The price of a liter of olive oil has continued to rise, reaching a record of 100 dirhams. To contain this inflation, and cope with strong demand from Moroccans, the authorities have taken measures to limit the export of this product. These measures will remain in force until the end of 2024, announced the Directorate of Customs and Indirect Taxes.

“We have asked to limit the export of olive oil, because prices have increased significantly and are likely to increase further due to the drought. The situation is catastrophic not only in Morocco, but throughout the western Mediterranean,” Rachid Benali, president of the Moroccan Interprofessional Olive Federation, told Le Monde newspaper.

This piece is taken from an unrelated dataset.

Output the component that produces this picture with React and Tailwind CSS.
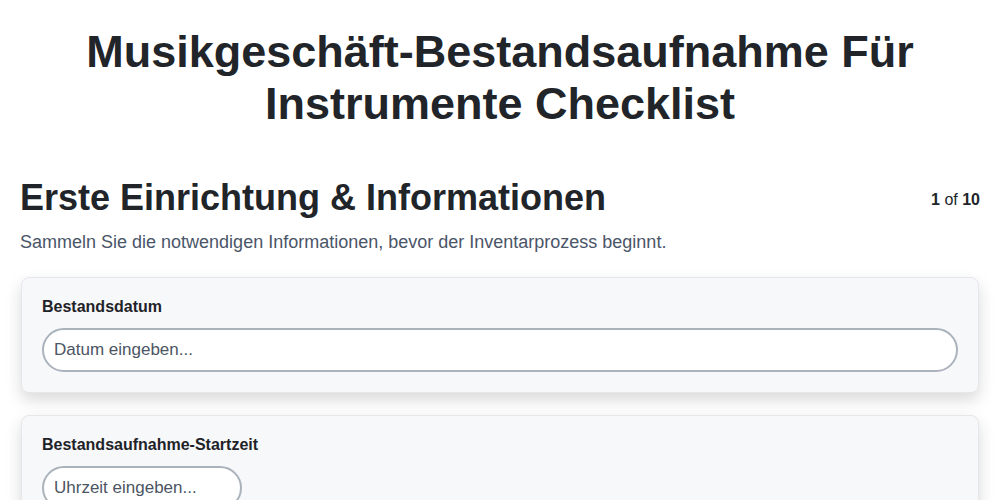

Morocco, one of the ten largest olive oil producers in the world, is hit by a severe drought, with temperatures exceeding 35°C in the Meknes region, the kingdom’s main production area. A situation that affects harvests. “Rainfall is decreasing, summers are hotter and winters are not cold enough, which slows down the growth of shoots and reduces yields,” explains a farmer.

Now the export of pure or chemically unmodified olive oil, as well as other olive oils and components, is limited. These restrictions particularly concern the regions of Marrakech-Safi, Oriental and Beni Mellal-Khenifra, with drops of 42%, 17% and 10% respectively. It remains to be hoped that these measures will contribute to lowering prices.